* _Task goal_: The records should be repeated word for word, pictures excluded.

[Rows from a dataset of pages and code]
============================================================
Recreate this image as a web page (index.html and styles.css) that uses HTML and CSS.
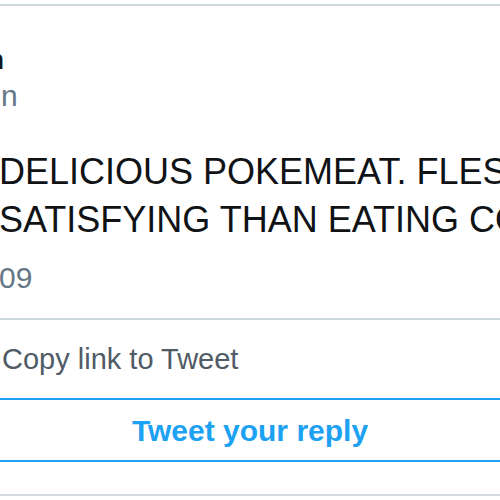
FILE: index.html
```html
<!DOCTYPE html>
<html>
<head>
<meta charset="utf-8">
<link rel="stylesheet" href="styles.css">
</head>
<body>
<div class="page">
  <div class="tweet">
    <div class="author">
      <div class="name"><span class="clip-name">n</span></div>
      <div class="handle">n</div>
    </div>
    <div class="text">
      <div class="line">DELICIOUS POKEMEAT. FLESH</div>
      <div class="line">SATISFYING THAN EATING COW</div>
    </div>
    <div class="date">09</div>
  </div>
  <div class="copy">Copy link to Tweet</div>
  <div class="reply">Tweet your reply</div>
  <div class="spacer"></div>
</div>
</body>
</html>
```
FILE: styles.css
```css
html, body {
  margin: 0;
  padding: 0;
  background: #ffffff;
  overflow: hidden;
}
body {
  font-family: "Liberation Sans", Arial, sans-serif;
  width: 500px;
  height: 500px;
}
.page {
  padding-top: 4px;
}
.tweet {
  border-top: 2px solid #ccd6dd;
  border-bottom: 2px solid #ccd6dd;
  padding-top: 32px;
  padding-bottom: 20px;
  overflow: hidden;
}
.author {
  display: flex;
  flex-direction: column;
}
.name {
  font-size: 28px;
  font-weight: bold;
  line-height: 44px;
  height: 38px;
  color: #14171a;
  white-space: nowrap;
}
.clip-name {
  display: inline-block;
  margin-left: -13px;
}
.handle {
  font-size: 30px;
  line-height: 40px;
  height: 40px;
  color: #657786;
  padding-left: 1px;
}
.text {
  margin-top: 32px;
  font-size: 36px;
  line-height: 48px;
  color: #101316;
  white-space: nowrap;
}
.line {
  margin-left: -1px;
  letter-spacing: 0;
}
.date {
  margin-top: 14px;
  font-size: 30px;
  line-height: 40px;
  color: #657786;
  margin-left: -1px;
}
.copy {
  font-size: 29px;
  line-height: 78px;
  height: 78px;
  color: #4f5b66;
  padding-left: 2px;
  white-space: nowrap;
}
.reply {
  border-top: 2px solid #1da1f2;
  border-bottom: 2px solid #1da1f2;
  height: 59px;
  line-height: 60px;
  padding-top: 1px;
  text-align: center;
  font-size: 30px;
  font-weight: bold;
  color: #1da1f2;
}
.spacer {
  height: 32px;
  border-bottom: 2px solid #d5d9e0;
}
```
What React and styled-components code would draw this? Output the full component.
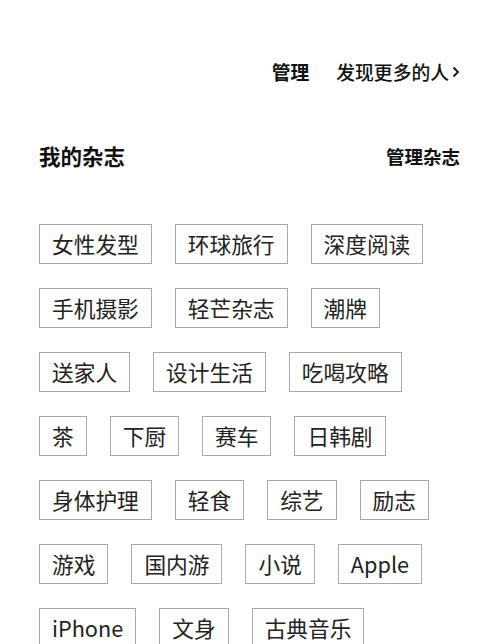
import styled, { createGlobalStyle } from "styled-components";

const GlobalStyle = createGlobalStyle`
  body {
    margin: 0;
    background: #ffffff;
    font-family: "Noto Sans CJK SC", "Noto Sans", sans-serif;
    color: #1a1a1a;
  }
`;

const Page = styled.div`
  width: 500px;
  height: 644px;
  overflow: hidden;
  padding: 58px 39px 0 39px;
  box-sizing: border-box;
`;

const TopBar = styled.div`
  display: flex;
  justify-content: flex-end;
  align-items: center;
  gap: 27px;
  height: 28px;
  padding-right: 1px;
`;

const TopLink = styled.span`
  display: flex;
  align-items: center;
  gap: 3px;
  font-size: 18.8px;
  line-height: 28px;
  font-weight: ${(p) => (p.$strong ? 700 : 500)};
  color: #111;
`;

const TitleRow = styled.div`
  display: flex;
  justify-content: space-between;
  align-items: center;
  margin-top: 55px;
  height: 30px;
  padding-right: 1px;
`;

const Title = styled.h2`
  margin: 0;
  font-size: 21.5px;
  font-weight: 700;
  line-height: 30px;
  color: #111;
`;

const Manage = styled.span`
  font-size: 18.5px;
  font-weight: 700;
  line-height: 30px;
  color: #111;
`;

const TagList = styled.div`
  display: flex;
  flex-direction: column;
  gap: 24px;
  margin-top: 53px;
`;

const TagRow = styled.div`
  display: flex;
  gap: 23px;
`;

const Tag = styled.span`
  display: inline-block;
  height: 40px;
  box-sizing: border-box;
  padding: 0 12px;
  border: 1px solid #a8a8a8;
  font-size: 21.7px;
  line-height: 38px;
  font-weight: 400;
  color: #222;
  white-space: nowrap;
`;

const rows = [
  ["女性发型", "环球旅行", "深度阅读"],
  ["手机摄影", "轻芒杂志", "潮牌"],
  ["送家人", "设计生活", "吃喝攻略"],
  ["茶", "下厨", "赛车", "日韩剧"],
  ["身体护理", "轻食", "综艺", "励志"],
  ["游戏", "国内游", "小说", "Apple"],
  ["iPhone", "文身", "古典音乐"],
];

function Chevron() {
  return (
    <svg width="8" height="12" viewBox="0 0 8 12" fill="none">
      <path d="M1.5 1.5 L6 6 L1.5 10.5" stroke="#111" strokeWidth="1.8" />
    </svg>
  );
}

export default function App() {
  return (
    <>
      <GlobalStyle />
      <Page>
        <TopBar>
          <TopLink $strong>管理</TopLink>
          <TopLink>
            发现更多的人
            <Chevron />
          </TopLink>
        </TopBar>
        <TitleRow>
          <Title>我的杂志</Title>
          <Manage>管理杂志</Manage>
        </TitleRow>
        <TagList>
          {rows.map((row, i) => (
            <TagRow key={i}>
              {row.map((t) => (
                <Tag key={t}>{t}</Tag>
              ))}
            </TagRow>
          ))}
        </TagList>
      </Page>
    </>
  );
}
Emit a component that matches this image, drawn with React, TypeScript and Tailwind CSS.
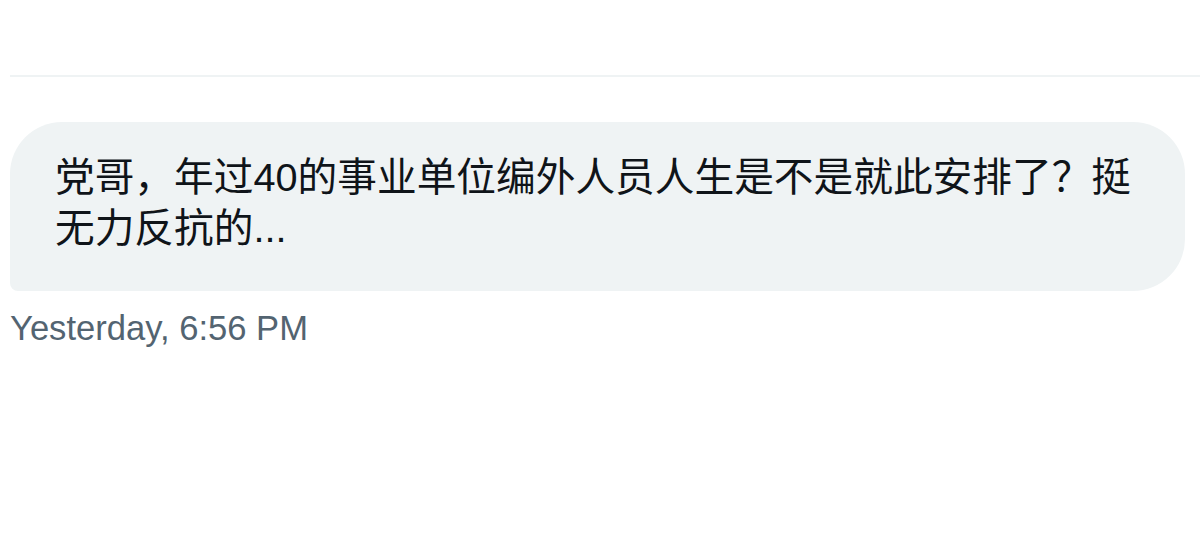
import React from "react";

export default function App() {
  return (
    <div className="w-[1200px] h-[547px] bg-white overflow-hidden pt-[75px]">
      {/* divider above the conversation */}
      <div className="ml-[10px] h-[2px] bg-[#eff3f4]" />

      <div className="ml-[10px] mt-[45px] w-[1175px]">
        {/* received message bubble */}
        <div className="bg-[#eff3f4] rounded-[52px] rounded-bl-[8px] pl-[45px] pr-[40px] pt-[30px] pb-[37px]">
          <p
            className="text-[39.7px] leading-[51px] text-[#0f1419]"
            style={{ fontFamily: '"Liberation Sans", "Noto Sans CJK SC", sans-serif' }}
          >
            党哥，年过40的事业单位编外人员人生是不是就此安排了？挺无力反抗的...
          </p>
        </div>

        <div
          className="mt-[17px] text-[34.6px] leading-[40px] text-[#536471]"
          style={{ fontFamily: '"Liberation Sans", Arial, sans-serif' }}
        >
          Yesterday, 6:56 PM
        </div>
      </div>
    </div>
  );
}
============================================================
* _Task response_:
Recreate this image as a web page (index.html and styles.css) that uses HTML and CSS.
FILE: index.html
```html
<!DOCTYPE html>
<html>
<head>
<meta charset="utf-8">
<link rel="stylesheet" href="styles.css">
</head>
<body>
<div class="page">
  <div class="tweet">
    <div class="author">
      <div class="name"><span class="clip-name">n</span></div>
      <div class="handle">n</div>
    </div>
    <div class="text">
      <div class="line">DELICIOUS POKEMEAT. FLESH</div>
      <div class="line">SATISFYING THAN EATING COW</div>
    </div>
    <div class="date">09</div>
  </div>
  <div class="copy">Copy link to Tweet</div>
  <div class="reply">Tweet your reply</div>
  <div class="spacer"></div>
</div>
</body>
</html>
```
FILE: styles.css
```css
html, body {
  margin: 0;
  padding: 0;
  background: #ffffff;
  overflow: hidden;
}
body {
  font-family: "Liberation Sans", Arial, sans-serif;
  width: 500px;
  height: 500px;
}
.page {
  padding-top: 4px;
}
.tweet {
  border-top: 2px solid #ccd6dd;
  border-bottom: 2px solid #ccd6dd;
  padding-top: 32px;
  padding-bottom: 20px;
  overflow: hidden;
}
.author {
  display: flex;
  flex-direction: column;
}
.name {
  font-size: 28px;
  font-weight: bold;
  line-height: 44px;
  height: 38px;
  color: #14171a;
  white-space: nowrap;
}
.clip-name {
  display: inline-block;
  margin-left: -13px;
}
.handle {
  font-size: 30px;
  line-height: 40px;
  height: 40px;
  color: #657786;
  padding-left: 1px;
}
.text {
  margin-top: 32px;
  font-size: 36px;
  line-height: 48px;
  color: #101316;
  white-space: nowrap;
}
.line {
  margin-left: -1px;
  letter-spacing: 0;
}
.date {
  margin-top: 14px;
  font-size: 30px;
  line-height: 40px;
  color: #657786;
  margin-left: -1px;
}
.copy {
  font-size: 29px;
  line-height: 78px;
  height: 78px;
  color: #4f5b66;
  padding-left: 2px;
  white-space: nowrap;
}
.reply {
  border-top: 2px solid #1da1f2;
  border-bottom: 2px solid #1da1f2;
  height: 59px;
  line-height: 60px;
  padding-top: 1px;
  text-align: center;
  font-size: 30px;
  font-weight: bold;
  color: #1da1f2;
}
.spacer {
  height: 32px;
  border-bottom: 2px solid #d5d9e0;
}
```
What React and styled-components code would draw this? Output the full component.
import styled, { createGlobalStyle } from "styled-components";

const GlobalStyle = createGlobalStyle`
  body {
    margin: 0;
    background: #ffffff;
    font-family: "Noto Sans CJK SC", "Noto Sans", sans-serif;
    color: #1a1a1a;
  }
`;

const Page = styled.div`
  width: 500px;
  height: 644px;
  overflow: hidden;
  padding: 58px 39px 0 39px;
  box-sizing: border-box;
`;

const TopBar = styled.div`
  display: flex;
  justify-content: flex-end;
  align-items: center;
  gap: 27px;
  height: 28px;
  padding-right: 1px;
`;

const TopLink = styled.span`
  display: flex;
  align-items: center;
  gap: 3px;
  font-size: 18.8px;
  line-height: 28px;
  font-weight: ${(p) => (p.$strong ? 700 : 500)};
  color: #111;
`;

const TitleRow = styled.div`
  display: flex;
  justify-content: space-between;
  align-items: center;
  margin-top: 55px;
  height: 30px;
  padding-right: 1px;
`;

const Title = styled.h2`
  margin: 0;
  font-size: 21.5px;
  font-weight: 700;
  line-height: 30px;
  color: #111;
`;

const Manage = styled.span`
  font-size: 18.5px;
  font-weight: 700;
  line-height: 30px;
  color: #111;
`;

const TagList = styled.div`
  display: flex;
  flex-direction: column;
  gap: 24px;
  margin-top: 53px;
`;

const TagRow = styled.div`
  display: flex;
  gap: 23px;
`;

const Tag = styled.span`
  display: inline-block;
  height: 40px;
  box-sizing: border-box;
  padding: 0 12px;
  border: 1px solid #a8a8a8;
  font-size: 21.7px;
  line-height: 38px;
  font-weight: 400;
  color: #222;
  white-space: nowrap;
`;

const rows = [
  ["女性发型", "环球旅行", "深度阅读"],
  ["手机摄影", "轻芒杂志", "潮牌"],
  ["送家人", "设计生活", "吃喝攻略"],
  ["茶", "下厨", "赛车", "日韩剧"],
  ["身体护理", "轻食", "综艺", "励志"],
  ["游戏", "国内游", "小说", "Apple"],
  ["iPhone", "文身", "古典音乐"],
];

function Chevron() {
  return (
    <svg width="8" height="12" viewBox="0 0 8 12" fill="none">
      <path d="M1.5 1.5 L6 6 L1.5 10.5" stroke="#111" strokeWidth="1.8" />
    </svg>
  );
}

export default function App() {
  return (
    <>
      <GlobalStyle />
      <Page>
        <TopBar>
          <TopLink $strong>管理</TopLink>
          <TopLink>
            发现更多的人
            <Chevron />
          </TopLink>
        </TopBar>
        <TitleRow>
          <Title>我的杂志</Title>
          <Manage>管理杂志</Manage>
        </TitleRow>
        <TagList>
          {rows.map((row, i) => (
            <TagRow key={i}>
              {row.map((t) => (
                <Tag key={t}>{t}</Tag>
              ))}
            </TagRow>
          ))}
        </TagList>
      </Page>
    </>
  );
}
Emit a component that matches this image, drawn with React, TypeScript and Tailwind CSS.
import React from "react";

export default function App() {
  return (
    <div className="w-[1200px] h-[547px] bg-white overflow-hidden pt-[75px]">
      {/* divider above the conversation */}
      <div className="ml-[10px] h-[2px] bg-[#eff3f4]" />

      <div className="ml-[10px] mt-[45px] w-[1175px]">
        {/* received message bubble */}
        <div className="bg-[#eff3f4] rounded-[52px] rounded-bl-[8px] pl-[45px] pr-[40px] pt-[30px] pb-[37px]">
          <p
            className="text-[39.7px] leading-[51px] text-[#0f1419]"
            style={{ fontFamily: '"Liberation Sans", "Noto Sans CJK SC", sans-serif' }}
          >
            党哥，年过40的事业单位编外人员人生是不是就此安排了？挺无力反抗的...
          </p>
        </div>

        <div
          className="mt-[17px] text-[34.6px] leading-[40px] text-[#536471]"
          style={{ fontFamily: '"Liberation Sans", Arial, sans-serif' }}
        >
          Yesterday, 6:56 PM
        </div>
      </div>
    </div>
  );
}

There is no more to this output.